SeeSpotRun commented 3 years ago

the hash length is not a problem

True, and pointed out in the manual. But it's still a backwards step from the current (admittedly overkill) position.

first off, blake3 is variable-length

Thanks, I'd missed that. So it looks like we can get a 512-bit BLAKE3 output for essentially the same computational cost as 256-bit BLAKE3.

divinity76 commented 3 years ago

admittedly overkill

to put it in age-of-the-universe terms, if you hashed a maxed-out 64bit-inode filesystem every millisecond, you would need about 780 quadrillion times the age of the universe to have a 50% chance of finding a single collision in a single filesystem at 256 bits. the only way it's ever going to happen is if there's a severe weakness in the algorithm.
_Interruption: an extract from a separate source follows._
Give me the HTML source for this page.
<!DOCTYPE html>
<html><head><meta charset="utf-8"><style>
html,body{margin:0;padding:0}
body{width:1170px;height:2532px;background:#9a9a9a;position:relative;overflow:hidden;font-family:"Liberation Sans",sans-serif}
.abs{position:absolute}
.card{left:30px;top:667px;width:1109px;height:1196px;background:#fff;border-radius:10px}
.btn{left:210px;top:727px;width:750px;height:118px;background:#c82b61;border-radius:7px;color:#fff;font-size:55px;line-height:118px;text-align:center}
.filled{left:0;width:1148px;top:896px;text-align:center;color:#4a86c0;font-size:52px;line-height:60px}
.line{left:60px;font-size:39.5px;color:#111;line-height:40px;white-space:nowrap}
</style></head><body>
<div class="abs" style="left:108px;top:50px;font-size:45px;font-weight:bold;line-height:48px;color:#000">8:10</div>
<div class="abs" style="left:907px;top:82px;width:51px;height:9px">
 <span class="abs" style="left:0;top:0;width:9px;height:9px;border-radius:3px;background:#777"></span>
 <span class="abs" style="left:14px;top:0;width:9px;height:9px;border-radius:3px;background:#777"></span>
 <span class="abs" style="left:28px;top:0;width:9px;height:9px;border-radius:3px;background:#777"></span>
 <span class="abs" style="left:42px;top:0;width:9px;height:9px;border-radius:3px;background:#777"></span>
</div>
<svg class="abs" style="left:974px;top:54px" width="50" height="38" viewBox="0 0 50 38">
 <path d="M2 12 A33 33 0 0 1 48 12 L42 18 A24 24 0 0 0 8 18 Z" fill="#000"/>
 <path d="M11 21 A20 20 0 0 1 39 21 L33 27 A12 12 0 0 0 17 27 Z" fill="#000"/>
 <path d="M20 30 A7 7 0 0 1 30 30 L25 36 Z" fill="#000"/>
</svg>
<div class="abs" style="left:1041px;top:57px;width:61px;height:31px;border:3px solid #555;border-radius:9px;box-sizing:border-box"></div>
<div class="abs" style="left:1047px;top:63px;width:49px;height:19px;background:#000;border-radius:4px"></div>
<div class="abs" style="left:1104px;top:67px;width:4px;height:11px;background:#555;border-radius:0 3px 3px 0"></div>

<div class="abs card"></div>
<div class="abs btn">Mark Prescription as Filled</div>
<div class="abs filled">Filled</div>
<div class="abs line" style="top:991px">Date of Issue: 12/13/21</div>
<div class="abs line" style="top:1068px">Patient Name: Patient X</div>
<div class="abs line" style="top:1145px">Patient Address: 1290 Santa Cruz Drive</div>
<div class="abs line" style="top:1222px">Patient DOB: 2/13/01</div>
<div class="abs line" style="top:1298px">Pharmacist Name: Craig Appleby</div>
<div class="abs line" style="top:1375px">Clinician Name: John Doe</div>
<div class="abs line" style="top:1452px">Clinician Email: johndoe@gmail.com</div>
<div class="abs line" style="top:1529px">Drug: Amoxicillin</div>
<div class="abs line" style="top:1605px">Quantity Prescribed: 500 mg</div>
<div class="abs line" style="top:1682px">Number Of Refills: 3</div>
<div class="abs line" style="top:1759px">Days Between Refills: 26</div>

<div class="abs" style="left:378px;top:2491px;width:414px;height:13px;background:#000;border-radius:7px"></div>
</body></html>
Thanks, I'd missed that. So it looks like we can get a 512-bit BLAKE3 output for essentially the same computational cost as 256-bit BLAKE3.

yeah pretty much (i believe it does an extra pseudo-round for every multiple of 16 bytes requested, so it's somewhat slower to request 33-48 bytes, and again a bit slower to request 49-64 bytes, and so on)

SeeSpotRun commented 3 years ago

780 quadrillion times the age of the universe

Good context.

Will plan to move default hash to either BLAKE3 or BLAKE3_512 at the next major point release.

SeeSpotRun commented 3 years ago

Small update: with AVX and SSE extensions enabled, I'm seeing additional time reductions (when not IO-bound) of around 30%.